By:     /s/ DAVID BELSTERLING
     -----------------------------------
        David Belsterling
        First Vice President,
        Mellon Bank, N.A.
        Attorney-In-Fact for
        The Boston Company Asset Management LLC



				EXHIBIT I

The shares reported on the attached Schedule 13G are beneficially owned by the
following direct or indirect subsidiaries of Mellon Financial Corporation, as
marked (X):

(A)	The Item 3 classification of each of the subsidiaries listed below is
	Item 3(b) Bank as defined in Section 3(a)(6) of the Act.

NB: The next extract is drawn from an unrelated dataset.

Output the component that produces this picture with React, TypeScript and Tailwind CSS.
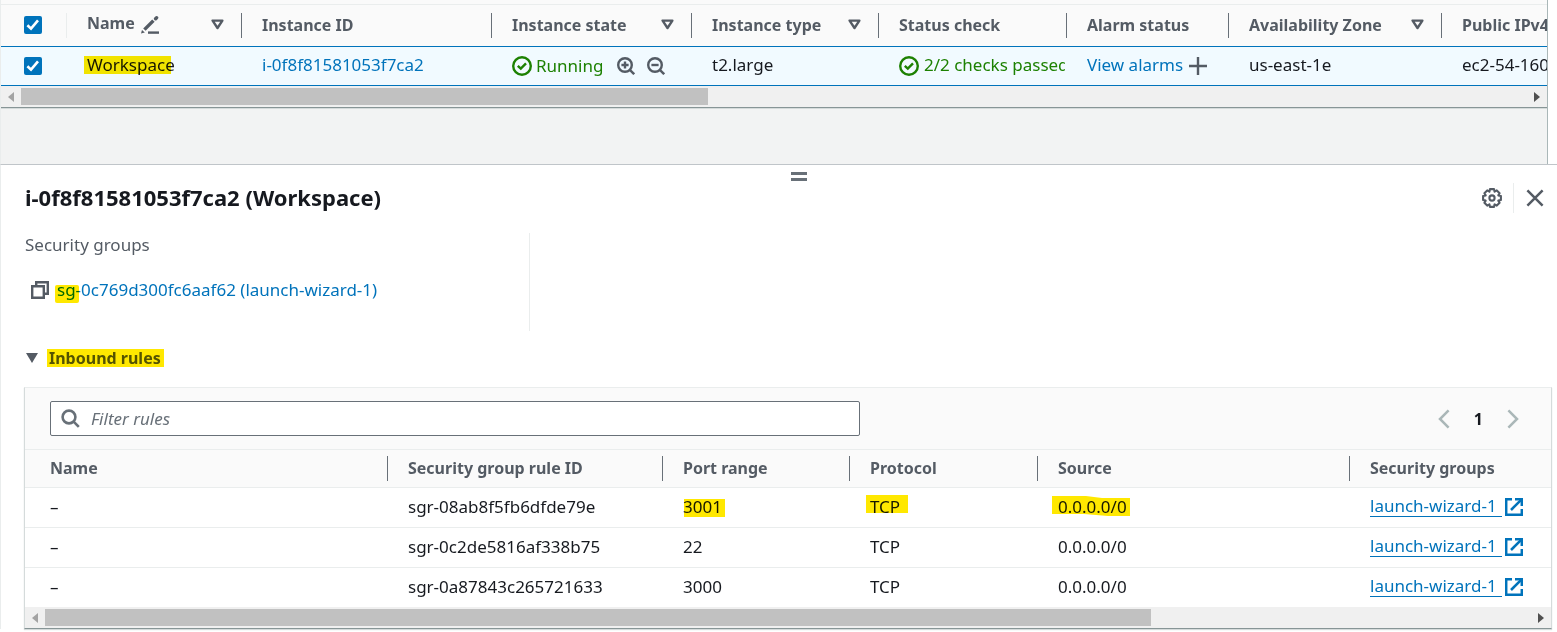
import type { ReactNode } from 'react';

type IconProps = { className?: string };

function SortCaret() {
  return (
    <svg viewBox="0 0 13 11" className="h-[11px] w-[13px] shrink-0 fill-none stroke-current" strokeWidth="2.4" aria-hidden="true">
      <path d="M1.6 1.6h9.8L6.5 9z" strokeLinejoin="round" />
    </svg>
  );
}

function PencilIcon() {
  return (
    <svg viewBox="0 0 18 18" className="h-[18px] w-[18px] shrink-0" aria-hidden="true">
      <path d="m3.4 13.6 9-9" className="fill-none stroke-current" strokeWidth="3.4" />
      <path d="m14.6 2.8 1-1" className="fill-none stroke-current" strokeWidth="3.4" strokeLinecap="round" />
      <path d="M0 17.6 1 14l2.8 2.6z" className="fill-current" />
      <path d="M7 16.6h11" className="fill-none stroke-current" strokeWidth="2.4" />
    </svg>
  );
}

function CheckCircle() {
  return (
    <svg viewBox="0 0 20 20" className="h-5 w-5 shrink-0 fill-none stroke-current" strokeWidth="2.4" aria-hidden="true">
      <circle cx="10" cy="10" r="8.8" />
      <path d="m5.8 9.8 3 2.8 5.2-5.2" />
    </svg>
  );
}

function ZoomIcon({ plus }: { plus?: boolean }) {
  return (
    <svg viewBox="0 0 18 18" className="h-[18px] w-[18px] shrink-0 fill-none stroke-current" strokeWidth="2.4" aria-hidden="true">
      <circle cx="8" cy="8" r="6.8" />
      <path d="m12.8 12.8 4.4 4.4" />
      <path d={plus ? 'M4.4 8h7.2M8 4.4v7.2' : 'M4.4 8h7.2'} />
    </svg>
  );
}

function SearchIcon({ className }: IconProps) {
  return (
    <svg viewBox="0 0 19 19" className={className} aria-hidden="true">
      <g className="fill-none stroke-current" strokeWidth="2.6">
        <circle cx="8" cy="8" r="6.4" />
        <path d="m12.6 12.6 5.2 5.2" />
      </g>
    </svg>
  );
}

function PlusIcon() {
  return (
    <svg viewBox="0 0 18 18" className="h-[18px] w-[18px] shrink-0 fill-none stroke-current" strokeWidth="2.4" aria-hidden="true">
      <path d="M0 9h18M9 0v18" />
    </svg>
  );
}

function GearIcon() {
  return (
    <svg viewBox="0 0 20 20" className="h-5 w-5 fill-none stroke-current" strokeWidth="2.1" strokeLinejoin="round" aria-hidden="true">
      <path d="M18.9 8v4l-2.6.6 1.3 2.2-2.8 2.8-2.2-1.3-.6 2.6H8l-.6-2.6-2.2 1.3-2.8-2.8 1.3-2.2-2.6-.6V8l2.6-.6-1.3-2.2 2.8-2.8 2.2 1.3.6-2.6h4l.6 2.6 2.2-1.3 2.8 2.8-1.3 2.2z" />
      <circle cx="10" cy="10" r="2.6" />
    </svg>
  );
}

function CloseIcon() {
  return (
    <svg viewBox="0 0 18 18" className="h-[18px] w-[18px] fill-none stroke-current" strokeWidth="2.5" aria-hidden="true">
      <path d="m1.4 1.4 15.2 15.2M16.6 1.4 1.4 16.6" />
    </svg>
  );
}

function CopyIcon() {
  return (
    <svg viewBox="0 0 18 18" className="h-[18px] w-[18px] fill-none stroke-current" strokeWidth="2.4" aria-hidden="true">
      <path d="M1.2 5.2h11.6v11.6H1.2z" />
      <path d="M5.2 5V1.2h11.6v11.6H13" />
    </svg>
  );
}

function ExternalIcon() {
  return (
    <svg viewBox="0 0 18 18" className="h-[18px] w-[18px] fill-none stroke-current" strokeWidth="2.5" aria-hidden="true">
      <path d="M7 1.2H1.2v15.6h15.6V11" />
      <path d="M10 1.2h6.8V8" />
      <path d="M6 12 16.4 1.6" />
    </svg>
  );
}

function Chevron({ flip }: { flip?: boolean }) {
  return (
    <svg viewBox="0 0 12 20" className="h-5 w-3 fill-none stroke-current" strokeWidth="2.5" aria-hidden="true">
      <path d={flip ? 'm1.4 1.4 8.6 8.6-8.6 8.6' : 'M10.6 1.4 2 10l8.6 8.6'} />
    </svg>
  );
}

function Checkbox({ label }: { label: string }) {
  return (
    <span className="inline-grid h-[18px] w-[18px]">
      <input
        type="checkbox"
        defaultChecked
        aria-label={label}
        className="col-start-1 row-start-1 h-[18px] w-[18px] appearance-none rounded-xs bg-[#0073bb]"
      />
      <svg viewBox="0 0 18 18" className="pointer-events-none col-start-1 row-start-1 h-[18px] w-[18px] fill-none stroke-white" strokeWidth="2.6" aria-hidden="true">
        <path d="m3.4 9.2 3.6 3.4 7-8.2" />
      </svg>
    </span>
  );
}

function Marked({ children, marker }: { children: ReactNode; marker: string }) {
  return (
    <span className="relative">
      {children}
      <span className={`pointer-events-none absolute bg-[#ffe800] mix-blend-multiply ${marker}`} />
    </span>
  );
}

function ScrollStrip({ thumb }: { thumb: string }) {
  return (
    <div className="flex h-[21px] items-center bg-[#f0f0f0]">
      <button aria-label="Scroll left" className="flex w-5 shrink-0 justify-center text-[#a3a3a3]">
        <svg viewBox="0 0 6 10" className="h-[10px] w-[6px] fill-current" aria-hidden="true"><path d="M6 0v10L0 5z" /></svg>
      </button>
      <div className="h-[17px] min-w-0 flex-1">
        <div className={`h-full bg-[#c1c1c1] ${thumb}`} />
      </div>
      <button aria-label="Scroll right" className="flex w-5 shrink-0 justify-center text-[#505050]">
        <svg viewBox="0 0 6 10" className="h-[10px] w-[6px] fill-current" aria-hidden="true"><path d="M0 0v10l6-5z" /></svg>
      </button>
    </div>
  );
}

function HeadCell({ children, sort, last }: { children: ReactNode; sort?: boolean; last?: boolean }) {
  return (
    <th className="p-0 text-left font-bold">
      <div className={`flex h-[25px] items-center justify-between pb-0.5 pl-5 pr-[17px] ${last ? '' : 'border-r border-[#687078]'}`}>
        {children}
        {sort && <SortCaret />}
      </div>
    </th>
  );
}

const rules = [
  { id: 'sgr-08ab8f5fb6dfde79e', port: '3001', marked: true },
  { id: 'sgr-0c2de5816af338b75', port: '22', marked: false },
  { id: 'sgr-0a87843c265721633', port: '3000', marked: false },
];

function InstancesTable() {
  return (
    <section className="mr-[9px] border-x border-l-[#eaeded] border-r-[#aab7b8] bg-[#f2f3f3]">
      <div className="h-[5px] border-b border-[#eaeded] bg-[#fafafa]" />
      <div className="overflow-hidden">
        <table className="w-[1742px] table-fixed border-separate border-spacing-0 whitespace-nowrap">
          <colgroup>
            <col className="w-[66px]" />
            <col className="w-[175px]" />
            <col className="w-[250px]" />
            <col className="w-[200px]" />
            <col className="w-[187px]" />
            <col className="w-[188px]" />
            <col className="w-[162px]" />
            <col className="w-[213px]" />
            <col />
          </colgroup>
          <thead className="bg-[#fafafa] text-[#545b64]">
            <tr className="h-[41px]">
              <th className="p-0">
                <div className="flex h-[25px] items-center border-r border-[#eaeded] pb-0.5 pl-[23px]"><Checkbox label="Select all instances" /></div>
              </th>
              <HeadCell sort>
                <span className="flex items-center gap-1.5 pb-1">
                  Name
                  <button aria-label="Edit name" className="pt-1"><PencilIcon /></button>
                </span>
              </HeadCell>
              <HeadCell>Instance ID</HeadCell>
              <HeadCell sort>Instance state</HeadCell>
              <HeadCell sort>Instance type</HeadCell>
              <HeadCell>Status check</HeadCell>
              <HeadCell>Alarm status</HeadCell>
              <HeadCell sort>Availability Zone</HeadCell>
              <HeadCell last>Public IPv4</HeadCell>
            </tr>
          </thead>
          <tbody className="bg-[#f1faff] text-[17px] leading-6 text-[#16191f] [&_td]:border-y [&_td]:border-[#0073bb] [&_td]:p-0">
            <tr className="h-10">
              <td><div className="flex pl-[23px]"><Checkbox label="Select Workspace" /></div></td>
              <td><div className="pb-0.5 pl-5"><Marked marker="-left-[3px] top-[3px] h-[18px] w-[87px]">Workspace</Marked></div></td>
              <td><div className="pb-0.5 pl-5"><a href="#instance" className="text-[#0073bb]">i-0f8f81581053f7ca2</a></div></td>
              <td>
                <div className="flex items-center pl-5 text-[#545b64]">
                  <span className="flex items-center gap-1 text-[#1d8102]"><CheckCircle />Running</span>
                  <button aria-label="Filter in" className="ml-3.5"><ZoomIcon plus /></button>
                  <button aria-label="Filter out" className="ml-3"><ZoomIcon /></button>
                </div>
              </td>
              <td><div className="pb-0.5 pl-5">t2.large</div></td>
              <td>
                <div className="ml-5 mr-0.5 flex items-center gap-[5px] overflow-hidden text-[#1d8102]">
                  <CheckCircle />
                  <span className="pb-0.5">2/2 checks passed</span>
                </div>
              </td>
              <td>
                <div className="flex items-center gap-1.5 pl-5 text-[#545b64]">
                  <a href="#alarms" className="pb-0.5 text-[#0073bb]">View alarms</a>
                  <button aria-label="Add alarm"><PlusIcon /></button>
                </div>
              </td>
              <td><div className="pb-0.5 pl-5">us-east-1e</div></td>
              <td><div className="pb-0.5 pl-5">ec2-54-160</div></td>
            </tr>
          </tbody>
        </table>
      </div>
      <ScrollStrip thumb="w-[45.6%]" />
      <div className="h-[57px] border-t border-[#879596] shadow-[inset_0_1px_0_#d5dbdb]" />
    </section>
  );
}

function InboundRules() {
  return (
    <div className="ml-[23px] mr-[5px] mt-[17px] border border-[#d5dbdb] border-b-[#879596] border-t-[#eaeded] bg-white shadow-[0_1px_1px_#d5dbdb]">
      <div className="flex h-[62px] items-center justify-between border-b border-[#eaeded] bg-[#fafafa] pl-[25px] pr-8">
        <label className="flex h-[35px] w-[810px] max-w-full items-center rounded-xs border border-[#687078] bg-white pl-2.5 text-[#687078]">
          <SearchIcon className="h-[19px] w-[19px] shrink-0" />
          <input
            type="text"
            aria-label="Filter rules"
            placeholder="Filter rules"
            className="min-w-0 flex-1 bg-transparent pl-[11px] text-[17px] outline-none placeholder:italic placeholder:text-[#687078]"
          />
        </label>
        <nav aria-label="Pagination" className="flex items-center gap-6 text-[#aab7b8]">
          <button aria-label="Previous page"><Chevron /></button>
          <button className="font-bold text-[#16191f]">1</button>
          <button aria-label="Next page"><Chevron flip /></button>
        </nav>
      </div>
      <div className="overflow-hidden">
        <table className="w-full min-w-[1526px] table-fixed border-separate border-spacing-0 whitespace-nowrap">
          <colgroup>
            <col className="w-[363px]" />
            <col className="w-[275px]" />
            <col className="w-[187px]" />
            <col className="w-[188px]" />
            <col className="w-[312px]" />
            <col />
          </colgroup>
          <thead className="bg-[#fafafa] text-[#545b64]">
            <tr className="h-[38px] [&>th]:border-b [&>th]:border-[#eaeded]">
              <th className="p-0 text-left font-bold">
                <div className="flex h-[25px] items-center border-r border-[#687078] pb-0.5 pl-[25px]">Name</div>
              </th>
              <HeadCell>Security group rule ID</HeadCell>
              <HeadCell>Port range</HeadCell>
              <HeadCell>Protocol</HeadCell>
              <HeadCell>Source</HeadCell>
              <HeadCell last>Security groups</HeadCell>
            </tr>
          </thead>
          <tbody className="text-[17px] text-[#16191f] [&_td]:border-[#eaeded] [&_td]:p-0 [&_td>div]:flex [&_td>div]:h-[39px] [&_td>div]:items-center [&_td>div]:pb-0.5 [&_tr:not(:last-child)>td]:border-b">
            {rules.map((rule) => (
              <tr key={rule.id}>
                <td><div className="pl-[25px]">–</div></td>
                <td><div className="pl-5">{rule.id}</div></td>
                <td>
                  <div className="pl-5">
                    {rule.marked ? <Marked marker="left-[1px] top-[4px] h-[18px] w-[41px]">{rule.port}</Marked> : rule.port}
                  </div>
                </td>
                <td>
                  <div className="pl-5">
                    {rule.marked ? <Marked marker="-left-1 top-0 h-[18px] w-[42px]">TCP</Marked> : 'TCP'}
                  </div>
                </td>
                <td>
                  <div className="pl-5">
                    <span className="relative">
                      0.0.0.0/0
                      {rule.marked && (
                        <svg viewBox="0 0 78 20" className="pointer-events-none absolute -left-1.5 top-[1px] h-5 w-[78px] fill-[#ffe800] mix-blend-multiply" aria-hidden="true">
                          <path d="M0 0h34l16 2h28v18H56l-24-2H0z" />
                        </svg>
                      )}
                    </span>
                  </div>
                </td>
                <td>
                  <div className="pl-5">
                    <a href="#launch-wizard-1" className="flex items-center text-[#0073bb]">
                      <span className="mr-[3px] border-b border-[#0073bb] pr-[5px] leading-5">launch-wizard-1</span>
                      <ExternalIcon />
                    </a>
                  </div>
                </td>
              </tr>
            ))}
          </tbody>
        </table>
      </div>
      <ScrollStrip thumb="w-[74.4%]" />
    </div>
  );
}

export default function App() {
  return (
    <main className="min-h-screen overflow-hidden bg-white font-['Noto_Sans',sans-serif] text-[16px] leading-6 text-[#16191f]">
      <InstancesTable />
      <section className="border-l border-t border-l-[#eaeded] border-t-[#c0c5c9]">
        <div className="flex h-[18px] items-center justify-center pl-10 pt-1">
          <button aria-label="Resize panel" className="flex w-4 flex-col gap-[3px]">
            <span className="h-[3px] bg-[#687078]" />
            <span className="h-[3px] bg-[#687078]" />
          </button>
        </div>
        <header className="flex h-[30px] items-center justify-between pl-6 pr-[13px]">
          <h2 className="pb-0.5 text-[22px] font-bold">i-0f8f81581053f7ca2 (Workspace)</h2>
          <div className="flex items-center text-[#545b64]">
            <button aria-label="Preferences" className="mr-[11px]"><GearIcon /></button>
            <div className="h-[30px] w-px bg-[#eaeded]" />
            <button aria-label="Close panel" className="ml-3"><CloseIcon /></button>
          </div>
        </header>
        <div className="mt-5 grid grid-cols-3 pl-6 pr-[17px] text-[17px]">
          <dl className="h-[98px] border-r border-[#eaeded]">
            <dt className="text-[#545b64]">Security groups</dt>
            <dd className="mt-[21px] flex items-center gap-2 pl-1.5">
              <button aria-label="Copy security group" className="text-[#545b64]"><CopyIcon /></button>
              <a href="#security-group" className="text-[#0073bb]">
                <Marked marker="-left-[2px] top-[7px] h-[18px] w-[24px] rounded-xs">sg-</Marked>0c769d300fc6aaf62 (launch-wizard-1)
              </a>
            </dd>
          </dl>
        </div>
        <h3 className="mt-[15px] pl-[25px] font-bold text-[#545b64]">
          <button aria-expanded="true" className="flex items-center gap-[11px]">
            <svg viewBox="0 0 12 10" className="h-[10px] w-3 fill-current" aria-hidden="true"><path d="M0 0h12L6 10z" /></svg>
            <Marked marker="-left-0.5 top-[3px] h-[18px] w-[117px]">Inbound rules</Marked>
          </button>
        </h3>
        <InboundRules />
      </section>
    </main>
  );
}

	(X)  Mellon Bank, N.A. (parent holding company of MMIP, LLC; Mellon Trust
             of Delaware, National Association)
	(X)  Mellon Trust of New England, National Association (parent holding
	     company of Equity (DE) Trust 1 and Equity (DE) Trust 2)
	( )  Mellon Private Trust Company, National Association
	( )  Mellon Trust of California
	( )  Mellon Trust of Delaware, National Association
	(X)  Mellon Trust of New York, LLC
	( )  Mellon Trust of Washington

(B)	The Item 3 classification of each of the subsidiaries listed below is
	"Item 3(e) Investment Advisor registered under Section 203 of the
	Investment Advisors Act of 1940."

	( )  Boston Safe Advisors, Inc.
	(X)  The Dreyfus Corporation (parent holding company of Dreyfus Service
	     Corporation)
	( )  Dreyfus Service Corporation (parent holding company Founders Asset
	     Management LLC)
	( )  Founders Asset Management LLC
	(X)  Franklin Portfolio Associates LLC
	( )  Laurel Capital Advisors, LLP
	(X)  Mellon Capital Management Corporation
	( )  Mellon Equity Associates, LLP
	( )  Mellon Global Investments Limited
	( )  Mellon Hedge Advisors, LLC
	( )  Newton Capital Management Limited
	( )  Newton Investment Management Limited
	( )  Standish Mellon Asset Management Company LLC
	(X)  The Boston Company Asset Management, LLC
	( )  Walter Scott & Partners Limited

(C)	The Item 3 classification of each of the legal entities listed below is
	"Item 3(g) Parent Holding Company, in accordance with
	Section 240.13d-I(b)(ii)(G)."

	(X)  Mellon Financial Corporation
	( )  MMIP, LLC (parent holding company to Laurel Capital Advisors, LLP;
	     Mellon Equity Associates, LLP)
	(X)  The Boston Company, Inc. (parent holding company of Mellon Private
	     Trust Company, National Association; Mellon Trust of California;
	     Mellon Trust of New York, LLC; Mellon Trust of Washington)
	( )  Equity (MA) Trust (parent holding company of Boston Safe Advisors,
	     Inc.; Mellon Hedge Advisors, LLC)
	( )  Equity (DE) Trust 1 and Equity (DE) Trust 2 (parent holding companies
	     of Equity (MA) Trust)
	( )  Newton Management Limited (parent holding company of Newton Capital
             Management Limited; Newton Investment Management Limited)
	( )  Mellon International Limited (parent holding company of Newton Management
             Limited; Walter Scott & Partners Limited)
	( )  Neptune LLC (parent holding company of Mellon International Limited)
	(X)  MBC Investments Corporation (parent holding company of Mellon Capital
	     Management Corporation; Neptune LLC)
	(X)  Fixed Income (MA) Trust (parent holding company of Franklin Portfolio
	     Associates, LLC; The Boston Company Asset Management, LLC; Standish
	     Mellon Asset Management Company LLC)
	(X)  Fixed Income (DE) Trust (parent holding company of Fixed Income(MA) Trust)


NOTE:  ALL OF THE LEGAL ENTITIES LISTED UNDER (A) AND (B) ABOVE ARE DIRECT OR
INDIRECT SUBSIDIARIES OF MELLON FINANCIAL CORPORATION.  BENEFICIAL OWNERSHIP OF
MORE THAN FIVE PERCENT OF THE CLASS BY ANY ONE OF THE SUBSIDIARIES OR
INTERMEDIATE PARENT HOLDING COMPANIES LISTED ABOVE IS REPORTED ON A JOINT
REPORTING PERSON PAGE FOR THAT SUBSIDIARY ON THE ATTACHED SCHEDULE 13G AND IS
INCORPORATED IN THE TOTAL PERCENT OF CLASS REPORTED ON MELLON FINANCIAL
CORPORATION'S REPORTING PERSON PAGE. (DO NOT ADD THE SHARES OR PERCENT OF CLASS
REPORTED ON EACH JOINT REPORTING PERSON PAGE ON THE ATTACHED SCHEDULE 13G TO
DETERMINE THE TOTAL PERCENT OF CLASS FOR MELLON FINANCIAL CORPORATION).